Front-end source files:

------

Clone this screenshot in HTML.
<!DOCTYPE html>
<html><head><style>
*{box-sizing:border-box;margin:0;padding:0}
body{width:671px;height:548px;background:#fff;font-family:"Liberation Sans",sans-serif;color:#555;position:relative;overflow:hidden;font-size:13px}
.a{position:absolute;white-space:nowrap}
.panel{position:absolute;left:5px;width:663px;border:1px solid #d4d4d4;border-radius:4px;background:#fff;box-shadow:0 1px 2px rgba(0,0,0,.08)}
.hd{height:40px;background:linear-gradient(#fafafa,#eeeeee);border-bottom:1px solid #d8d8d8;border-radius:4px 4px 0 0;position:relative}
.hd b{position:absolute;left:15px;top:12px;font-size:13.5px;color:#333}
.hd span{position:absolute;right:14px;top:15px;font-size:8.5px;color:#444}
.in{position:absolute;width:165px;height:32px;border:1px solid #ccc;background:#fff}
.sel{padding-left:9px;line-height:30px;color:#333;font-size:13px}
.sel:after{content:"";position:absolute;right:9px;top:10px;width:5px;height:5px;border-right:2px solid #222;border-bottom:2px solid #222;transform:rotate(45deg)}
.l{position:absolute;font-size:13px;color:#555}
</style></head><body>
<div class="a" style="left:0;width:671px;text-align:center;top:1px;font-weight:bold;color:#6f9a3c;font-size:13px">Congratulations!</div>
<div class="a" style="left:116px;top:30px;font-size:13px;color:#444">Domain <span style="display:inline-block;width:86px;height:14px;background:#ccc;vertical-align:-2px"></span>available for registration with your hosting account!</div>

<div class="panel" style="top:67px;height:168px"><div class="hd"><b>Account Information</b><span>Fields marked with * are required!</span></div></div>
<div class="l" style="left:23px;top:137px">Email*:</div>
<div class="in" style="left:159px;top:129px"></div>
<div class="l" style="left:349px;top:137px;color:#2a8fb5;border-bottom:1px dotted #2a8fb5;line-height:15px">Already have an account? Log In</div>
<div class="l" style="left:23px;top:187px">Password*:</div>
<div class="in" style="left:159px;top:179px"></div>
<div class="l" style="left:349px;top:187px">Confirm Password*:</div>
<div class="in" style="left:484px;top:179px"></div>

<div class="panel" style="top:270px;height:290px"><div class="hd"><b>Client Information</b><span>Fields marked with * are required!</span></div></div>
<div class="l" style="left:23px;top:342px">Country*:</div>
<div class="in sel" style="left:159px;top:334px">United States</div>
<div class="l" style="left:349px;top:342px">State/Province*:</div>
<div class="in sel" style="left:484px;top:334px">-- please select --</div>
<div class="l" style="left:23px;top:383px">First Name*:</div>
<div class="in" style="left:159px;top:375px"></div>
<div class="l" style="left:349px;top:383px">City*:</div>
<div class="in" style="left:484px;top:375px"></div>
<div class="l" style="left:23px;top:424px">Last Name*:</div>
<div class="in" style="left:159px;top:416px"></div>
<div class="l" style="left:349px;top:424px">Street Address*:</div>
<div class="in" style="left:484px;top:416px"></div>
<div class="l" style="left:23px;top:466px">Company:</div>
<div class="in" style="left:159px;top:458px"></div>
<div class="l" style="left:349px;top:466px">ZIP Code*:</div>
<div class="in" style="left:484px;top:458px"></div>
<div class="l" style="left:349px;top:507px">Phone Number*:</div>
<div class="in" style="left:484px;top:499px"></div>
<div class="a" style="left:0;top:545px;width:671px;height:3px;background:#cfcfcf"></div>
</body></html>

------

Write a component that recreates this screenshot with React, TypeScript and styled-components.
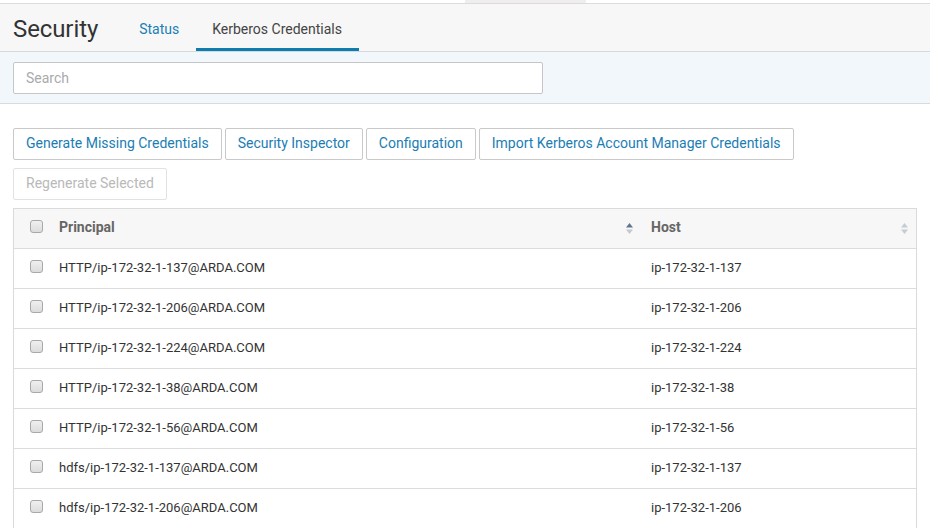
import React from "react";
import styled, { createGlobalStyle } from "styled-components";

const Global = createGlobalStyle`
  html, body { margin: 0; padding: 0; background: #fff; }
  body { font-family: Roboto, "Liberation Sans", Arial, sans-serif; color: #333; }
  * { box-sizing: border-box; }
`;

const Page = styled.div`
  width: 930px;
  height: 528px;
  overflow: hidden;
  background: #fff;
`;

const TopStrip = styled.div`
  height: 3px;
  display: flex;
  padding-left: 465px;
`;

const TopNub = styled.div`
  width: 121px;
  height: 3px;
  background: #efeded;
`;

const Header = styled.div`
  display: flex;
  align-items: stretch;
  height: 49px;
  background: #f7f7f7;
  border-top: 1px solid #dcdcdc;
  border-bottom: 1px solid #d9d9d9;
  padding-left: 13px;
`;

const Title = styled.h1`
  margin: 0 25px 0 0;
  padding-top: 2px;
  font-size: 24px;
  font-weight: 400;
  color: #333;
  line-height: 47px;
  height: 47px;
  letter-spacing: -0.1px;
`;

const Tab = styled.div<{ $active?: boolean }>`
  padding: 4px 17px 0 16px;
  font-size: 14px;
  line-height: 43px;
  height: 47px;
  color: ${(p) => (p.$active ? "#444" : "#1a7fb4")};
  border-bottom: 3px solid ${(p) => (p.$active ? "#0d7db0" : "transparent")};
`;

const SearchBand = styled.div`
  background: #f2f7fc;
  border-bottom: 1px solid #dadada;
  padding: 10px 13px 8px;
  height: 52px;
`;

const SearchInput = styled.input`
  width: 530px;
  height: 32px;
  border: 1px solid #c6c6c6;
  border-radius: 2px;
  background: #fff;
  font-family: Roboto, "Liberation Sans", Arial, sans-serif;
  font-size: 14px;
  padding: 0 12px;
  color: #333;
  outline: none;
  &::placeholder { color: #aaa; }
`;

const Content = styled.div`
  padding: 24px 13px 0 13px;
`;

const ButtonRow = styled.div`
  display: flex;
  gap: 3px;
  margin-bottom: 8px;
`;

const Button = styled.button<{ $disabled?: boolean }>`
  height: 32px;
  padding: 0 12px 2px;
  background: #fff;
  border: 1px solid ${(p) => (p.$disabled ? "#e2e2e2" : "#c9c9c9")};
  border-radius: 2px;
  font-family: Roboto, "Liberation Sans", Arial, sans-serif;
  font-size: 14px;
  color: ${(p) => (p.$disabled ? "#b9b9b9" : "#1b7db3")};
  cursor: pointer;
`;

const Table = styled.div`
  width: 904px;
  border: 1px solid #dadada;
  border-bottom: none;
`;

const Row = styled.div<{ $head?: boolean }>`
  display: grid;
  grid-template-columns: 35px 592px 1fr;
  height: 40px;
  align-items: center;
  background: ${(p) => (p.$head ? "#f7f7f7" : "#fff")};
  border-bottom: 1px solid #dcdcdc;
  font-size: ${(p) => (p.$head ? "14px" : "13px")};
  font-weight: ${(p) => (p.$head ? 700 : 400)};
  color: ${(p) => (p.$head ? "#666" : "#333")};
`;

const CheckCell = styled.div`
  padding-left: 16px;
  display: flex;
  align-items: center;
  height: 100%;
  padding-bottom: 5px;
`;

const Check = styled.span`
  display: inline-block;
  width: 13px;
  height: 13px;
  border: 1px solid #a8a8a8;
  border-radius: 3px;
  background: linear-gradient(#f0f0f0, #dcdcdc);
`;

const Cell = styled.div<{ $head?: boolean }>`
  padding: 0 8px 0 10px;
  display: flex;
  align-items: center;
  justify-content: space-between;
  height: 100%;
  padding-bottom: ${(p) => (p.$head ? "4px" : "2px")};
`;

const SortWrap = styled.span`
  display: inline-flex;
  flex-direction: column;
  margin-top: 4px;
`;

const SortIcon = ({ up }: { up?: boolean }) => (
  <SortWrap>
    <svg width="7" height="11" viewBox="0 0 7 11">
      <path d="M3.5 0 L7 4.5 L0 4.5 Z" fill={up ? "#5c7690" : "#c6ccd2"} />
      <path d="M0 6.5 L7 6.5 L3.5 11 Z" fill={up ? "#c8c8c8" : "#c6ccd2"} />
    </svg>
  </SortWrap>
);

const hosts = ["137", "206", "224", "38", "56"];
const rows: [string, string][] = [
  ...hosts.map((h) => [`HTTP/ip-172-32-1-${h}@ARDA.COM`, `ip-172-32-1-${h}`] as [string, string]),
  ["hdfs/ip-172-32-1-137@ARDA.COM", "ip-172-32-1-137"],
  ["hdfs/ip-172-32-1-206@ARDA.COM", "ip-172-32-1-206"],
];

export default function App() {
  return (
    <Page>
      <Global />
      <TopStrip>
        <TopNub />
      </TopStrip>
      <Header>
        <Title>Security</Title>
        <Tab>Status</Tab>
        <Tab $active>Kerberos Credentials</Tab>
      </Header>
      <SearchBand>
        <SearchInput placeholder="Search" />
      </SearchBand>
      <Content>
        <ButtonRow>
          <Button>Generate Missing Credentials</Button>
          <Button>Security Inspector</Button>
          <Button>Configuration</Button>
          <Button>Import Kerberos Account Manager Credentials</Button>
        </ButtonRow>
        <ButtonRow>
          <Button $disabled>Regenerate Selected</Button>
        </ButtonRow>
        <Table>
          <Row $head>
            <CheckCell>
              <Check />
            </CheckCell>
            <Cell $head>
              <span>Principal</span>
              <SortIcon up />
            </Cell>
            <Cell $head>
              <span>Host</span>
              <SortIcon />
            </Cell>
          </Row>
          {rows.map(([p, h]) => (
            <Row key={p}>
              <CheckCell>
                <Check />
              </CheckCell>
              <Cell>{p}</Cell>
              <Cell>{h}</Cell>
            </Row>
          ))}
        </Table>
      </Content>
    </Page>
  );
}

------

» STATED TASK
Using the listing above, show each line holding the string "screenshot".

» SOLUTION FOR THIS EXERCISE
Clone this screenshot in HTML.
Write a component that recreates this screenshot with React, TypeScript and styled-components.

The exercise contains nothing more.